## Given problem
Exact reproduction of the data is required, with images excluded.

start Supplied entries

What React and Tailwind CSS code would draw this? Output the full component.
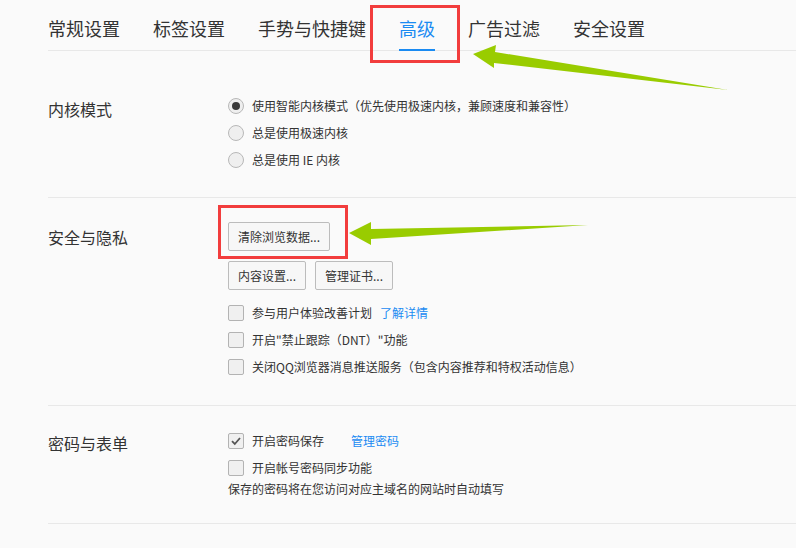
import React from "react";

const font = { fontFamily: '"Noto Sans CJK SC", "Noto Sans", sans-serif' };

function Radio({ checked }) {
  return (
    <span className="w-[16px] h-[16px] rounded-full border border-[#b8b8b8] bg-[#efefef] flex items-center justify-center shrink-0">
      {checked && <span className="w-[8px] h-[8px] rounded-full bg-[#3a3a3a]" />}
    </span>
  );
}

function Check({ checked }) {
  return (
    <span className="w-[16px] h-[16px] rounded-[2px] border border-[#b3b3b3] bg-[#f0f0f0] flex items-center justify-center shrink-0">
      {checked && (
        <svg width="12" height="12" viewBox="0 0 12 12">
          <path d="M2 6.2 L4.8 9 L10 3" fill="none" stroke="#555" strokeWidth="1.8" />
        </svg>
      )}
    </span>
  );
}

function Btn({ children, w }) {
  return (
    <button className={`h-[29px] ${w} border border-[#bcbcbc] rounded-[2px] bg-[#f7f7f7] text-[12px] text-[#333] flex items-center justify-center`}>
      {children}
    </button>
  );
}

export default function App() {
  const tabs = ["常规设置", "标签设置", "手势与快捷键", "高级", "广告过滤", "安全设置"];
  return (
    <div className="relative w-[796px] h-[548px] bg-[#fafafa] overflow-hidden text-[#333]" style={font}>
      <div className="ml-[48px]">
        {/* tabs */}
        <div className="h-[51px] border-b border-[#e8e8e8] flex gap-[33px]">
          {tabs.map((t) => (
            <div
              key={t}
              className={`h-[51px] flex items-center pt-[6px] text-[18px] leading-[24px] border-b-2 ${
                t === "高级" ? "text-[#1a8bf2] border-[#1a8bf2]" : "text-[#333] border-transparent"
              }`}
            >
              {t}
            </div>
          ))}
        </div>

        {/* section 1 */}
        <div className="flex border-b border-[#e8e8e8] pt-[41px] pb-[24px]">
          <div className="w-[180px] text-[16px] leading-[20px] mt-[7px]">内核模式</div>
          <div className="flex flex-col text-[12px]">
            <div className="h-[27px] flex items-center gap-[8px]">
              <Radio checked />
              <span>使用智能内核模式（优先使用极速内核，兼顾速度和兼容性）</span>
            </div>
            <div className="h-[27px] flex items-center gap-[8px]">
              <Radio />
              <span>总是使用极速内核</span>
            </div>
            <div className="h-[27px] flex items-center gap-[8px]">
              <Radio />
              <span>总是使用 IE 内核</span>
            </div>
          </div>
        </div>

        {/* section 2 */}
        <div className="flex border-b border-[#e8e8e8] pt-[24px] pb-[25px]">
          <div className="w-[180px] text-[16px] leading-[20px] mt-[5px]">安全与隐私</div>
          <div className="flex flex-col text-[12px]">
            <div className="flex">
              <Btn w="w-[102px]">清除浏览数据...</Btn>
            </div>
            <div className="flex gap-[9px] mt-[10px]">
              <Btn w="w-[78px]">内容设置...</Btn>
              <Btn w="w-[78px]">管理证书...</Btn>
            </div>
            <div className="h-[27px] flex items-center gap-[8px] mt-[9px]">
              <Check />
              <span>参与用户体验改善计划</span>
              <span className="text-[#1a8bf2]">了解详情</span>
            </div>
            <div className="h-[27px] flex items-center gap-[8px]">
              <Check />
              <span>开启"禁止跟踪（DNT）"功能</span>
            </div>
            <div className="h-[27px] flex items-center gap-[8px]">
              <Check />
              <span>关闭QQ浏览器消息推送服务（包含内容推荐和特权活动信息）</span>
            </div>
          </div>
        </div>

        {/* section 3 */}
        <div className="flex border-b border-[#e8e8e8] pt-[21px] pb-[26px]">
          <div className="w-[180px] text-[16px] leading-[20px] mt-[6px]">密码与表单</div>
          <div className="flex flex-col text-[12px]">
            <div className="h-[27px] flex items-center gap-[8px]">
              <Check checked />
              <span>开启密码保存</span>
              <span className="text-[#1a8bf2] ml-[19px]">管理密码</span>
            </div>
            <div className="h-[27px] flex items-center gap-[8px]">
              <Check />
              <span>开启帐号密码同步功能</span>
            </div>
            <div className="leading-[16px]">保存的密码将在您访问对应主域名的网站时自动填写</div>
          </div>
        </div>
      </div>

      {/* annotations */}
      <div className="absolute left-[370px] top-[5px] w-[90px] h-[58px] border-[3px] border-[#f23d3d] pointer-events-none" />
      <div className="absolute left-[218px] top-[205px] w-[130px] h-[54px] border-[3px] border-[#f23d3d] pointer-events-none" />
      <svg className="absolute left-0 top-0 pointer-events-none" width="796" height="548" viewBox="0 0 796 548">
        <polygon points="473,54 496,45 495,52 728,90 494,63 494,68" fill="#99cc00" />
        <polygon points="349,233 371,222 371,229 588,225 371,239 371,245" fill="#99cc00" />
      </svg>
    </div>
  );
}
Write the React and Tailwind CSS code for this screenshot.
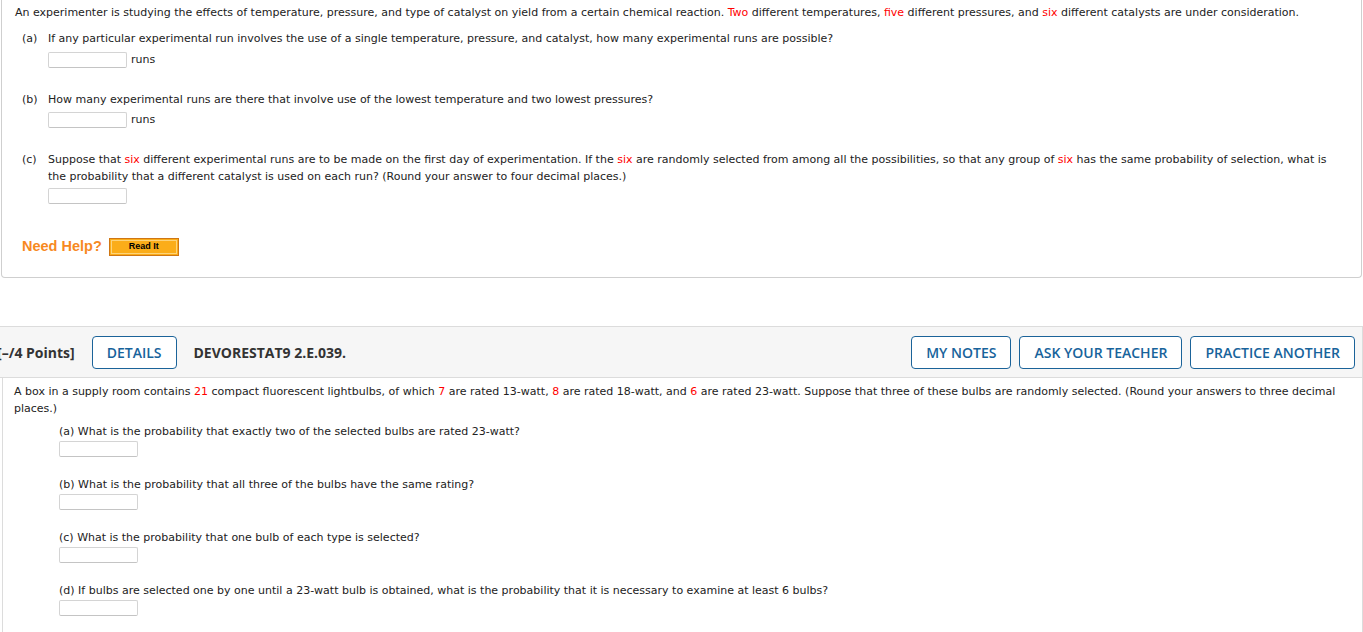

end Supplied entries

## Task response
What React and Tailwind CSS code would draw this? Output the full component.
import React from "react";

const font = { fontFamily: '"Noto Sans CJK SC", "Noto Sans", sans-serif' };

function Radio({ checked }) {
  return (
    <span className="w-[16px] h-[16px] rounded-full border border-[#b8b8b8] bg-[#efefef] flex items-center justify-center shrink-0">
      {checked && <span className="w-[8px] h-[8px] rounded-full bg-[#3a3a3a]" />}
    </span>
  );
}

function Check({ checked }) {
  return (
    <span className="w-[16px] h-[16px] rounded-[2px] border border-[#b3b3b3] bg-[#f0f0f0] flex items-center justify-center shrink-0">
      {checked && (
        <svg width="12" height="12" viewBox="0 0 12 12">
          <path d="M2 6.2 L4.8 9 L10 3" fill="none" stroke="#555" strokeWidth="1.8" />
        </svg>
      )}
    </span>
  );
}

function Btn({ children, w }) {
  return (
    <button className={`h-[29px] ${w} border border-[#bcbcbc] rounded-[2px] bg-[#f7f7f7] text-[12px] text-[#333] flex items-center justify-center`}>
      {children}
    </button>
  );
}

export default function App() {
  const tabs = ["常规设置", "标签设置", "手势与快捷键", "高级", "广告过滤", "安全设置"];
  return (
    <div className="relative w-[796px] h-[548px] bg-[#fafafa] overflow-hidden text-[#333]" style={font}>
      <div className="ml-[48px]">
        {/* tabs */}
        <div className="h-[51px] border-b border-[#e8e8e8] flex gap-[33px]">
          {tabs.map((t) => (
            <div
              key={t}
              className={`h-[51px] flex items-center pt-[6px] text-[18px] leading-[24px] border-b-2 ${
                t === "高级" ? "text-[#1a8bf2] border-[#1a8bf2]" : "text-[#333] border-transparent"
              }`}
            >
              {t}
            </div>
          ))}
        </div>

        {/* section 1 */}
        <div className="flex border-b border-[#e8e8e8] pt-[41px] pb-[24px]">
          <div className="w-[180px] text-[16px] leading-[20px] mt-[7px]">内核模式</div>
          <div className="flex flex-col text-[12px]">
            <div className="h-[27px] flex items-center gap-[8px]">
              <Radio checked />
              <span>使用智能内核模式（优先使用极速内核，兼顾速度和兼容性）</span>
            </div>
            <div className="h-[27px] flex items-center gap-[8px]">
              <Radio />
              <span>总是使用极速内核</span>
            </div>
            <div className="h-[27px] flex items-center gap-[8px]">
              <Radio />
              <span>总是使用 IE 内核</span>
            </div>
          </div>
        </div>

        {/* section 2 */}
        <div className="flex border-b border-[#e8e8e8] pt-[24px] pb-[25px]">
          <div className="w-[180px] text-[16px] leading-[20px] mt-[5px]">安全与隐私</div>
          <div className="flex flex-col text-[12px]">
            <div className="flex">
              <Btn w="w-[102px]">清除浏览数据...</Btn>
            </div>
            <div className="flex gap-[9px] mt-[10px]">
              <Btn w="w-[78px]">内容设置...</Btn>
              <Btn w="w-[78px]">管理证书...</Btn>
            </div>
            <div className="h-[27px] flex items-center gap-[8px] mt-[9px]">
              <Check />
              <span>参与用户体验改善计划</span>
              <span className="text-[#1a8bf2]">了解详情</span>
            </div>
            <div className="h-[27px] flex items-center gap-[8px]">
              <Check />
              <span>开启"禁止跟踪（DNT）"功能</span>
            </div>
            <div className="h-[27px] flex items-center gap-[8px]">
              <Check />
              <span>关闭QQ浏览器消息推送服务（包含内容推荐和特权活动信息）</span>
            </div>
          </div>
        </div>

        {/* section 3 */}
        <div className="flex border-b border-[#e8e8e8] pt-[21px] pb-[26px]">
          <div className="w-[180px] text-[16px] leading-[20px] mt-[6px]">密码与表单</div>
          <div className="flex flex-col text-[12px]">
            <div className="h-[27px] flex items-center gap-[8px]">
              <Check checked />
              <span>开启密码保存</span>
              <span className="text-[#1a8bf2] ml-[19px]">管理密码</span>
            </div>
            <div className="h-[27px] flex items-center gap-[8px]">
              <Check />
              <span>开启帐号密码同步功能</span>
            </div>
            <div className="leading-[16px]">保存的密码将在您访问对应主域名的网站时自动填写</div>
          </div>
        </div>
      </div>

      {/* annotations */}
      <div className="absolute left-[370px] top-[5px] w-[90px] h-[58px] border-[3px] border-[#f23d3d] pointer-events-none" />
      <div className="absolute left-[218px] top-[205px] w-[130px] h-[54px] border-[3px] border-[#f23d3d] pointer-events-none" />
      <svg className="absolute left-0 top-0 pointer-events-none" width="796" height="548" viewBox="0 0 796 548">
        <polygon points="473,54 496,45 495,52 728,90 494,63 494,68" fill="#99cc00" />
        <polygon points="349,233 371,222 371,229 588,225 371,239 371,245" fill="#99cc00" />
      </svg>
    </div>
  );
}
Write the React and Tailwind CSS code for this screenshot.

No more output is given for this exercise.